Garland believes that men like him, once the perpetrators of violence, have the power to stomp it out.

"Most of my guys were part of the problem. Now I'm convincing them to be part of the solution," he said. "Yes they was bad actors. They was either drug dealers, or they might have shot somebody."

"That's their street cred," he said. "That's what they come with."

The fourth of six children, Garland was born in Philadelphia in 1953. He and his  twin brother were raised by his grandmother in a Frankford housing project, where he quickly learned to fight.

"My twin brother's never been involved in gangs and stuff like that," Garland said. "He had a nervous breakdown because, I mean, the cops thought he was me."

His twin is now an EMT in New Jersey. Garland is another story.

"I was into the gang stuff at an early age," he said.

At 14, he collected his first arrest. At 16, he was kicked out of Frankford High School for hitting a teacher. Eventually, charged with robberies, burglaries, aggravated assaults and more, he spent 23 ½ years behind bars.

Garland’s life revolves around one date.

 “August 21, 1991,” he said, letting loose a chuckle: the day he left prison for the last time.

He landed in Pittsburgh with a job in construction. He left for work before dawn, arrived home after dusk and hung siding every hour in between. But he kept his eyes on the streets.

Armed with a prison GED, Garland graduated from the University of Pittsburgh in 1992, then worked for several social service groups, aiding youth in neglected neighborhoods. In 1996, he received a Masters in Social Work from Pitt.

After a record-breaking year of homicides, he worked with local leaders to create OVOL.

The organization depends on about 20 community coordinators who stay close to the ground, gathering intelligence, soothing conflicts and offering jobs and aid to those in need.
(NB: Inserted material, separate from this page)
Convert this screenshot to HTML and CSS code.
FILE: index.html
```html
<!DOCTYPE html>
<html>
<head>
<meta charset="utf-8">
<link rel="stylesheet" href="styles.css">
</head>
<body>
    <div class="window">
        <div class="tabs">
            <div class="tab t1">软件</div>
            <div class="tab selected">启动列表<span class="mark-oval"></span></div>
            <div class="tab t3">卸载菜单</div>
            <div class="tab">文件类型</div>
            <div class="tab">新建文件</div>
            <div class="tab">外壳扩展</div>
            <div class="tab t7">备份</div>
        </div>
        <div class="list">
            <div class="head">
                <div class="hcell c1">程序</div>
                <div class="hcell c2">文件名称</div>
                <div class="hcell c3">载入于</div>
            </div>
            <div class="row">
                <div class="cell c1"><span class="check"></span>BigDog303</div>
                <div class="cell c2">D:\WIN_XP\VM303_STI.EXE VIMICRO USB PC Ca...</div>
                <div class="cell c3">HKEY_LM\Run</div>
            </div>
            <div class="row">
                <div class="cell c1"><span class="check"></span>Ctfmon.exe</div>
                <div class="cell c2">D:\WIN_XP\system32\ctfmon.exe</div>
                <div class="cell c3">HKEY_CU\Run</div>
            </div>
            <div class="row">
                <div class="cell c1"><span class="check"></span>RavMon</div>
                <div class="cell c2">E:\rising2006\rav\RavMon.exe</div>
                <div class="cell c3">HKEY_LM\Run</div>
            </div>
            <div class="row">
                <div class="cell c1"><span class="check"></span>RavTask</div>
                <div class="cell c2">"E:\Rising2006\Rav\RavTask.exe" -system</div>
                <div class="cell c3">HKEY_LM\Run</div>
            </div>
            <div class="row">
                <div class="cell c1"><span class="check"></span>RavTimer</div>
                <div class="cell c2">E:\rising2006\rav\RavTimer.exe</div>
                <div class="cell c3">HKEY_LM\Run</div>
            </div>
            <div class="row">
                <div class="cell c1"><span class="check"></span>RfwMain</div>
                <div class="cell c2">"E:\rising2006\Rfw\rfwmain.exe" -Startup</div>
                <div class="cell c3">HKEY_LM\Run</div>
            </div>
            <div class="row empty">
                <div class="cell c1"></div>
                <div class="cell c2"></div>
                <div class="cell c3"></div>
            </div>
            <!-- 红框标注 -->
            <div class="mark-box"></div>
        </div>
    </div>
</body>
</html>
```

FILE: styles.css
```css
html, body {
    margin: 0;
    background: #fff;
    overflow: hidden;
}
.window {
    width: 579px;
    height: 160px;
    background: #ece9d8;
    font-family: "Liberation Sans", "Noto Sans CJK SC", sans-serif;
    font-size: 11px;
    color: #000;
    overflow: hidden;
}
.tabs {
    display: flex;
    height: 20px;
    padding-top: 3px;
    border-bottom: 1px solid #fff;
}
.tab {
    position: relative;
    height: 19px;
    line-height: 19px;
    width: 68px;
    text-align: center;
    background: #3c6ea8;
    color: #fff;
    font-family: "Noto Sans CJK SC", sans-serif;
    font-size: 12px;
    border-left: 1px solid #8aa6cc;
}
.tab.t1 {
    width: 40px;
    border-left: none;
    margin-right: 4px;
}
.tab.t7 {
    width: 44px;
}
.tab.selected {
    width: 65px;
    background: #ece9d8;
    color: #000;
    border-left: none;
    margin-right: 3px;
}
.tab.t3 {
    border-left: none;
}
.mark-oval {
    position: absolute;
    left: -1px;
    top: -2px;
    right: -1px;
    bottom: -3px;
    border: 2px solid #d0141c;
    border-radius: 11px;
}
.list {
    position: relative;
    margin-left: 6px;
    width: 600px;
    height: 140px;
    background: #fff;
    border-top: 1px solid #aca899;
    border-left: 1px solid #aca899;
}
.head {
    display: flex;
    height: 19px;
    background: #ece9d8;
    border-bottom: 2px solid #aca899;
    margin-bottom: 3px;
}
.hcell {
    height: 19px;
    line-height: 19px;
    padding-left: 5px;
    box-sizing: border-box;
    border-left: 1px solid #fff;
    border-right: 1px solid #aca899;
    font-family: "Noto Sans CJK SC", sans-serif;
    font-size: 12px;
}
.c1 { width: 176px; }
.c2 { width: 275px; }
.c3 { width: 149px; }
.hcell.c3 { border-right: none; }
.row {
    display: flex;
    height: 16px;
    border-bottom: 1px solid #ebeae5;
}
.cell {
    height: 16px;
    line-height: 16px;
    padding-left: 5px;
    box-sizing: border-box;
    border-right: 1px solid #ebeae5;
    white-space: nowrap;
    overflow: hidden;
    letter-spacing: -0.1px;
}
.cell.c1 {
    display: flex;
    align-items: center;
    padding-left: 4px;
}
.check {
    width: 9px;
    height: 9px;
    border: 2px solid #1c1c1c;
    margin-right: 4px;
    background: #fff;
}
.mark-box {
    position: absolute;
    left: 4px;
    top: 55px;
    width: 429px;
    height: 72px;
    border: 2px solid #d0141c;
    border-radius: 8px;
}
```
The coordinators almost always have criminal records. Garland has weeded through more than 150 men to find his current crop; many lapsed back into crime. He insists that a rough history gives them the “juice” to confront troubled young men.

In 2008, after a 12-year-old died in a barrage of bullets, Garland helped negotiate a truce among rival gang members, who met with District Attorney Stephen Zappala, willing to listen.
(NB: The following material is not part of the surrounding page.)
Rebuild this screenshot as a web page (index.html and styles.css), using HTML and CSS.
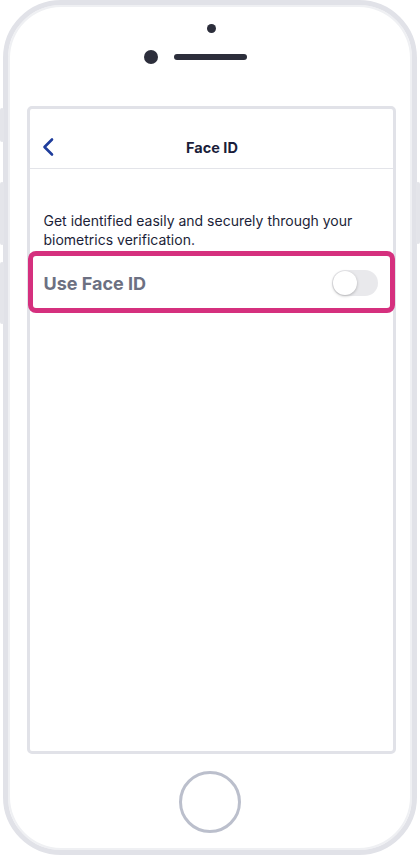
FILE: index.html
```html
<!DOCTYPE html>
<html>
<head>
<meta charset="utf-8">
<link rel="stylesheet" href="styles.css">
</head>
<body>
<div class="device">
  <span class="side-btn btn-l1"></span>
  <span class="side-btn btn-l2"></span>
  <span class="side-btn btn-l3"></span>
  <span class="side-btn btn-r1"></span>
  <div class="phone">
    <div class="top">
      <span class="sensor"></span>
      <div class="speaker-row">
        <span class="camera"></span>
        <span class="speaker"></span>
      </div>
    </div>
    <div class="screen">
      <div class="header">
        <svg class="back" width="14" height="20" viewBox="0 0 14 20"><path d="M11 2.5 L3.5 10 L11 17.5" fill="none" stroke="#1f3d9c" stroke-width="2.6" stroke-linecap="round" stroke-linejoin="round"/></svg>
        <div class="title">Face ID</div>
      </div>
      <p class="desc">Get identified easily and securely through your biometrics verification.</p>
      <div class="row">
        <span class="row-label">Use Face ID</span>
        <span class="toggle"><span class="knob"></span></span>
      </div>
    </div>
    <div class="bottom">
      <span class="home"></span>
    </div>
  </div>
</div>
</body>
</html>
```
FILE: styles.css
```css
html, body {
  margin: 0;
  padding: 0;
  background: #fff;
}
body {
  font-family: "Inter", "Roboto", "Liberation Sans", sans-serif;
}
.device {
  position: relative;
  width: 420px;
  height: 856px;
}
.phone {
  margin-left: 3px;
  width: 414px;
  height: 855px;
  box-sizing: border-box;
  border: 5px solid #e1e2e8;
  border-radius: 58px;
  box-shadow: inset 0 0 0 2px #eff0f3;
  display: flex;
  flex-direction: column;
  align-items: center;
  background: #fff;
}
.side-btn {
  position: absolute;
  width: 4px;
  background: #e4e5ea;
  border-radius: 2px;
}
.btn-l1 { left: 0; top: 108px; height: 34px; }
.btn-l2 { left: 0; top: 182px; height: 63px; }
.btn-l3 { left: 0; top: 262px; height: 62px; }
.btn-r1 { right: 0; top: 182px; height: 62px; }

.top {
  height: 101px;
  width: 100%;
  display: flex;
  flex-direction: column;
  align-items: center;
}
.sensor {
  width: 9px;
  height: 9px;
  border-radius: 50%;
  background: #2c2e3b;
  margin-top: 19px;
  margin-left: 2px;
}
.speaker-row {
  display: flex;
  align-items: center;
  margin-top: 17px;
  gap: 16px;
  margin-left: -30px;
}
.camera {
  width: 14px;
  height: 14px;
  border-radius: 50%;
  background: #2c2e3b;
}
.speaker {
  width: 73px;
  height: 6px;
  border-radius: 3px;
  background: #2c2e3b;
}
.screen {
  width: 369px;
  height: 648px;
  box-sizing: border-box;
  border: 3px solid #e1e2e8;
  border-radius: 5px;
  margin-left: 2px;
  display: flex;
  flex-direction: column;
}
.header {
  position: relative;
  height: 59px;
  border-bottom: 1px solid #e3e4e9;
  display: flex;
  align-items: flex-start;
  justify-content: center;
  flex-shrink: 0;
}
.back {
  position: absolute;
  left: 11px;
  top: 28px;
}
.title {
  font-size: 14.5px;
  font-weight: 700;
  color: #1a1d3a;
  margin-top: 30px;
  margin-left: 2px;
}
.desc {
  margin: 42px 0 0 0;
  padding: 0 14px 0 14px;
  font-size: 14px;
  line-height: 19px;
  color: #1b1e38;
}
.row {
  margin: 2px -2px 0 -2px;
  height: 62px;
  box-sizing: border-box;
  border: 5px solid #d5307e;
  border-radius: 8px;
  display: flex;
  align-items: center;
  justify-content: space-between;
  padding: 0 12px 0 11px;
}
.row-label {
  font-size: 18px;
  font-weight: 700;
  color: #6c7082;
  margin-top: 2px;
}
.toggle {
  position: relative;
  width: 46px;
  height: 26px;
  border-radius: 13px;
  background: #e9e9ec;
  margin-top: 1px;
}
.knob {
  position: absolute;
  left: 0;
  top: 0;
  width: 24px;
  height: 24px;
  margin: 1px;
  border-radius: 50%;
  background: #fff;
  box-shadow: 0 1px 3px rgba(0,0,0,0.25);
}
.bottom {
  flex: 1;
  width: 100%;
  display: flex;
  align-items: center;
  justify-content: center;
}
.home {
  width: 62px;
  height: 62px;
  box-sizing: border-box;
  border: 3px solid #bbbfcc;
  border-radius: 50%;
  margin-top: 0;
}
```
"They were all groups from the North Side," Garland said. "They were feuding with each other."

But while similar initiatives in Chicago and Boston celebrated measurable decreases in violence, OVOL has struggled with statistics.
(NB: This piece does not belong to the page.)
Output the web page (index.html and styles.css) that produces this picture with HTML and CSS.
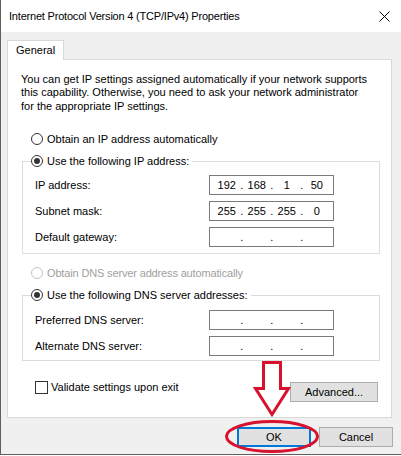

A Rand Corporation study that analyzed data through 2007 found no link between the organization’s work and homicide numbers. Researchers determined that other violent crimes had increased in some areas.

Garland still has the support of community leaders. He said OVOL has refined operations since the study was completed, boosting documentation, raising pay for coordinators and focusing more on gangs.

“My biggest challenge is going to be with the public,” Garland said. “We’re spending all this money for these guys, and we still got stuff happening.”

He can offer a job to a man. He can plead. But he cannot make him show up on time or pass a drug test, he said.

It took him decades to turn his life. Change came in pieces.

This piece was commissioned by a local magazine, but was never published.